Jesús es el hombre que siembra la semilla viniendo en carne mortal al mundo para sembrar el Evangelio y fundar la Iglesia. El Reino es una realidad que ya está irrumpiendo en la vida de los contemporáneos de Jesús. Es una realidad naciente, germinante, formidable, invencible. El Reino es un proceso, es un brote que va creciendo hasta la cosecha, hasta el fin de los tiempos.

De esta manera dijo Jesús que el Reino de Dios es como una semilla viva. Sembrada en un alma, sembrada en el mundo, crece con un lento, imperceptible, pero continuo crecimiento. Así ha crecido la historia de los santos, naturales, sencillos, como la semilla en el campo. Ese dejarse crecer es la santidad.

San Gregorio Magno lo formula con bella precisión en su comentario a esta parábola: El hombre arroja su semilla en la tierra cuando pone su corazón en un buen deseo. Y, hecho esto, debe apoyarse en Dios, descansando en la esperanza. Se acuesta al atardecer y se levanta por la mañana, porque va progresando en medio de los éxitos y los fracasos. La simiente germina y crece sin que él lo sepa, porque, sin que él pueda recoger todavía el fruto de sus progresos, la virtud, una vez puesta en marcha, camina hacia su realización. La tierra da fruto por sí misma, porque el alma del hombre, ayudada por la gracia, asciende por sí misma hacia el fruto de las buenas obras. Y esta misma tierra produce en primer lugar la caña, después la espiga y por último los granos de la espiga. Producir la caña significa que todavía se siente cómo la buena voluntad es débil. Llegar a la espiga quiere decir que la virtud se está desarrollando y nos empuja a multiplicar las buenas obras. Y la plenitud de los granos en la espiga significa que la virtud ha hecho ya tales progresos, que hemos llegado a la plenitud de la acción y de la constancia en el cumplimiento del deber. Cuando el fruto está maduro, se mete la hoz, porque todo es cosecha de Dios, una mies que le pertenece.

Junto a la mies que crece pone Jesús otra paradoja de este Reino de Dios: crece pero sigue siendo pequeño; su grandeza está precisamente en su pequeñez.

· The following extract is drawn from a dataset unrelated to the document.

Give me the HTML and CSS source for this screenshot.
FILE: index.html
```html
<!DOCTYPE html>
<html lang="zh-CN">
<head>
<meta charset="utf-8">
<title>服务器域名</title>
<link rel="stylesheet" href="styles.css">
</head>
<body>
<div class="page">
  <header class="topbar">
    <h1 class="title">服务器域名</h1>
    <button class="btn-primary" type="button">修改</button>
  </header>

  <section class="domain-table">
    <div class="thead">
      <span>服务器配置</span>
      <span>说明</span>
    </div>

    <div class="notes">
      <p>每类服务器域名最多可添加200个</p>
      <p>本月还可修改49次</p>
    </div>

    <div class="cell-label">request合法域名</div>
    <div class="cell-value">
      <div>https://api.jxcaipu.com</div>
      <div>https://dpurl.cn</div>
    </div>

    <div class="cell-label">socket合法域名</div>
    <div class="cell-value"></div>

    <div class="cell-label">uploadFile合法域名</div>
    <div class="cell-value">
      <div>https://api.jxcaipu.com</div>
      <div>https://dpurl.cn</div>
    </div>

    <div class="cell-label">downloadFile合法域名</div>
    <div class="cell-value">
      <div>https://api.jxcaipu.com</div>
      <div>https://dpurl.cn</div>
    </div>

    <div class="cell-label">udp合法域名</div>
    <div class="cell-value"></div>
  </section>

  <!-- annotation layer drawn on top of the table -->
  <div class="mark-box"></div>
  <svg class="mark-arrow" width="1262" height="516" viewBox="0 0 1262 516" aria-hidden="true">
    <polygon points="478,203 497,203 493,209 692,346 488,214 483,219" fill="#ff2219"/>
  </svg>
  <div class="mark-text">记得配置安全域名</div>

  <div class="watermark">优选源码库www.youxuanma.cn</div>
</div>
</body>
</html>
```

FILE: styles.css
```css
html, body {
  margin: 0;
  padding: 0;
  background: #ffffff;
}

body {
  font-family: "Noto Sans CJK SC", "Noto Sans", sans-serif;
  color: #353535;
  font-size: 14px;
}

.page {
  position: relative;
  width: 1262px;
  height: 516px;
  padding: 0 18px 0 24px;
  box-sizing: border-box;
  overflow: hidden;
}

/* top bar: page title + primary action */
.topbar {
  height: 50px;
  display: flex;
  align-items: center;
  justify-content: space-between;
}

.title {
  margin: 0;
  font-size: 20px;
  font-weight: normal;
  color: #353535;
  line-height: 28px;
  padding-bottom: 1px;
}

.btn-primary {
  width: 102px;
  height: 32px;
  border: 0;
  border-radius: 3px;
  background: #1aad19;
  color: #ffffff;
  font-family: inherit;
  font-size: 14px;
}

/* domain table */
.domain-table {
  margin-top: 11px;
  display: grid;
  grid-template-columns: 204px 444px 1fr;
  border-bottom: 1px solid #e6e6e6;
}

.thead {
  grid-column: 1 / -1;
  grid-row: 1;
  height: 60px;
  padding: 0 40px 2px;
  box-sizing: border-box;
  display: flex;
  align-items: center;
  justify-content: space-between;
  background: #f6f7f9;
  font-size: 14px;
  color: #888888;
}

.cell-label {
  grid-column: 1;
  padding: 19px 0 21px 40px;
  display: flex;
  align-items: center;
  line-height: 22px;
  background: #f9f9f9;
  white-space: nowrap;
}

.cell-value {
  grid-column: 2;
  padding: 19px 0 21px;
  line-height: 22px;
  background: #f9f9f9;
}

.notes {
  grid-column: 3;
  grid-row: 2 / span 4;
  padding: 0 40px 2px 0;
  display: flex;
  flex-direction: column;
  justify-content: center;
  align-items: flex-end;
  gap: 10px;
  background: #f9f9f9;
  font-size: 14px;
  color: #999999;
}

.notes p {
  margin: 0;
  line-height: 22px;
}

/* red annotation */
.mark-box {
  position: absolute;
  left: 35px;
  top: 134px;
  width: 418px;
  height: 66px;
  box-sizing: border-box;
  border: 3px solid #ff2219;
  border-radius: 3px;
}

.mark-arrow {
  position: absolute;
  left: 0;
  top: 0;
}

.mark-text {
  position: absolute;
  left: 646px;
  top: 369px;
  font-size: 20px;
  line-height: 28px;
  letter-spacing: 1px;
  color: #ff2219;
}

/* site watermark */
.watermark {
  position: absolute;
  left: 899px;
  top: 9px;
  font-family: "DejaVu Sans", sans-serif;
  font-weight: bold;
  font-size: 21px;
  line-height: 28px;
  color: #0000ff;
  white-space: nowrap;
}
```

“Dijo también: «¿Con qué podemos comparar el Reino de Dios? ¿Qué parábola usaremos? Es como un grano de mostaza. Al sembrarlo en la tierra es la semilla más pequeña, pero después brota, se hace más alta que las demás hortalizas y echa ramas tan grandes que las aves del cielo pueden cobijarse y anidar en ella»”.

La idea del Reino de Dios como un árbol que crece es ya muy típica del antiguo testamento. La encontramos en el libro de Daniel, en el sueño de Nabucodonosor: “Y vi un árbol en el centro de la tierra, exageradamente alto. El árbol creció, se hizo fuerte; su altura tocaba al cielo y se veía desde los confines de la tierra. Y las aves del cielo anidaban en sus ramas” (Dn 4, 7‑9).

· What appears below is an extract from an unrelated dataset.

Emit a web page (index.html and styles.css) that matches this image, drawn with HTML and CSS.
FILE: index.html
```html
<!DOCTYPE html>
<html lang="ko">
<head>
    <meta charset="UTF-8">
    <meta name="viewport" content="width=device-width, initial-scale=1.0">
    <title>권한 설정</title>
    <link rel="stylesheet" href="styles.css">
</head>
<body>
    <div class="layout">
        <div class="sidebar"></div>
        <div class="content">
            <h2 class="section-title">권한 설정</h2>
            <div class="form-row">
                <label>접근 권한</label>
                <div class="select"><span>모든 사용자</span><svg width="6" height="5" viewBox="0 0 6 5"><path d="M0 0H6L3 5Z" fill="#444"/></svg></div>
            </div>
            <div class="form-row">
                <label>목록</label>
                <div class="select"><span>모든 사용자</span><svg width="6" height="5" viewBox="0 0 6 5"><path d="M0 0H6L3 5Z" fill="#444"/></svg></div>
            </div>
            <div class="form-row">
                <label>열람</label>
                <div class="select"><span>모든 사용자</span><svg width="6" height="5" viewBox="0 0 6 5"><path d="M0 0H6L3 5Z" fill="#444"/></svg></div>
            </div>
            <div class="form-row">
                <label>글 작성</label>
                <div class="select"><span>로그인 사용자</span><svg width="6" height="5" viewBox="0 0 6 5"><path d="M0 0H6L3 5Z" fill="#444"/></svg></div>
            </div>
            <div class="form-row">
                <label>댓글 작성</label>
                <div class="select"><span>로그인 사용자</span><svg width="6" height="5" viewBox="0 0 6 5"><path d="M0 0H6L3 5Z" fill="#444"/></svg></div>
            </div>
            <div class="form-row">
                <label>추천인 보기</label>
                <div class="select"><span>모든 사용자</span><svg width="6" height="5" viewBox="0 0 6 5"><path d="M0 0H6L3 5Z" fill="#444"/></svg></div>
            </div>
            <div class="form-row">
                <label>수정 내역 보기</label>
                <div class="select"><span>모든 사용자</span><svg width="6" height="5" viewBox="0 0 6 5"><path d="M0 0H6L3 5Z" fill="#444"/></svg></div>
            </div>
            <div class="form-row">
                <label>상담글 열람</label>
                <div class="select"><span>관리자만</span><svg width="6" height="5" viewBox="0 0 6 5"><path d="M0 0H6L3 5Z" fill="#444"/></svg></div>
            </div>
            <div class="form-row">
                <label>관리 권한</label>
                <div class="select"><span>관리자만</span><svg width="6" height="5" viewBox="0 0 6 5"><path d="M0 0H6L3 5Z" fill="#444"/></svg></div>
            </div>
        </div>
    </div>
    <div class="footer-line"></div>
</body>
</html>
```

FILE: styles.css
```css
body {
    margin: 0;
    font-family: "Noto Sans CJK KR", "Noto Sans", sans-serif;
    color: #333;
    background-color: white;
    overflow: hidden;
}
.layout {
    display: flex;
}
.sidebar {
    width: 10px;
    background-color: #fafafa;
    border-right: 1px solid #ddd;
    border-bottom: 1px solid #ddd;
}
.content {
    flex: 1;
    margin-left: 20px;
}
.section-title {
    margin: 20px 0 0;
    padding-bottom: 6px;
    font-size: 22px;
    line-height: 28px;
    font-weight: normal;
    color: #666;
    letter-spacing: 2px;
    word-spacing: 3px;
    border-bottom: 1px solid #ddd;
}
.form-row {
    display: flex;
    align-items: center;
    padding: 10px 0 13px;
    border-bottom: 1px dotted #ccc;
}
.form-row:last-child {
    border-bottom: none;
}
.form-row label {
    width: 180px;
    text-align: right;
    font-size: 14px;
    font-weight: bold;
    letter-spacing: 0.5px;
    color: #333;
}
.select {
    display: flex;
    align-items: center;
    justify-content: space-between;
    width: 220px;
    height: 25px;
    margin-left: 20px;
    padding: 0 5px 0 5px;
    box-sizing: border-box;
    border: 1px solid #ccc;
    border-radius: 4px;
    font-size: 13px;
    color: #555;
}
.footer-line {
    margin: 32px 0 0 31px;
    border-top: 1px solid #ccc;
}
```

El centro de esta parábola es la antítesis entre la pequeñez de la semilla y su florecimiento en el Reino escatológico.

El objetivo de esta parábola es demostrar la fuerza expansiva de la semilla del Reino de Dios que trajo al mundo Jesús. La fuerza de la semilla es inmensa y vencerá todos los obstáculos, aunque aparezca pequeña.

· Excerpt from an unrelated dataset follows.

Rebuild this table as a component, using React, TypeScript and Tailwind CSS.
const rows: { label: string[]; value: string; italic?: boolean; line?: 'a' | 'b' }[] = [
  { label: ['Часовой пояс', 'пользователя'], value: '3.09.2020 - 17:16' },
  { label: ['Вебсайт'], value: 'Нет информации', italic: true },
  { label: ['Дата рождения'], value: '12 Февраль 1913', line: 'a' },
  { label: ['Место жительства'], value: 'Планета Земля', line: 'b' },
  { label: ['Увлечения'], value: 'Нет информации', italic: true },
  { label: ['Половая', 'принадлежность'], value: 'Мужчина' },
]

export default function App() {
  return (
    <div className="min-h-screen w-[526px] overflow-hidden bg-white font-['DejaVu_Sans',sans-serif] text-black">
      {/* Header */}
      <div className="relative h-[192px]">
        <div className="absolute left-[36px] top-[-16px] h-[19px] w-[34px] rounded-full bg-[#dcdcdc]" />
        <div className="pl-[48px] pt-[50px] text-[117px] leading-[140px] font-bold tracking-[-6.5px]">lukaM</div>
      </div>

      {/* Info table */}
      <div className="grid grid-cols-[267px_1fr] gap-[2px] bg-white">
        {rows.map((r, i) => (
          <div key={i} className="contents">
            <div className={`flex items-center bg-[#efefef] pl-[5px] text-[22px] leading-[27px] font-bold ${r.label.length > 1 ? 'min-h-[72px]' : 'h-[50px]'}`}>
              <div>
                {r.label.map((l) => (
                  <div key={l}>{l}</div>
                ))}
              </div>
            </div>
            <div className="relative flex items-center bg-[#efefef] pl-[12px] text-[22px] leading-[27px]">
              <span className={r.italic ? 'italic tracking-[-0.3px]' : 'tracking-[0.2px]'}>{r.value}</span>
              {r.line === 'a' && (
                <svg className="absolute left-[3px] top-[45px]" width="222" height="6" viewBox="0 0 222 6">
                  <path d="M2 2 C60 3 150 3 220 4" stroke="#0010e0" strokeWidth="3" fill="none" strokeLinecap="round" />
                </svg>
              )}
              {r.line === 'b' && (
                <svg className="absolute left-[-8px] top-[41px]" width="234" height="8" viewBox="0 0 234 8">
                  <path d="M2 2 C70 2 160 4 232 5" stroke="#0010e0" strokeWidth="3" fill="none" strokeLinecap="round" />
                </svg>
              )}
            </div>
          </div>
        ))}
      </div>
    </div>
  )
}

El grano de mostaza representa a Jesucristo, enviado por el Padre en condición de siervo pobre, pequeño y humilde. Representa también a los apóstoles y discípulos que Jesús eligió para su obra.

Las aves que se cobijan en la mostaza son todas las gentes de todas las razas, naciones y culturas que han ido entrando en la Iglesia a través de los siglos, para recibir sus beneficios. Pero hay que subrayar que ese florecimiento del Reino se producirá al otro lado de la historia, en el final de los tiempos. La fuerza de ese árbol creciente sólo puede estar en la realización del evangelio en las vidas de los hombres y las sociedades. No es, pues, el número lo que hace crecer el árbol, sino la fidelidad al evangelio. Así, la debilidad de la Iglesia es su grandeza.

“Con muchas parábolas parecidas les exponía la Palabra, acomodándose a su entender. Todo se lo exponía con parábolas, pero a sus propios discípulos se lo explicaba todo en privado”.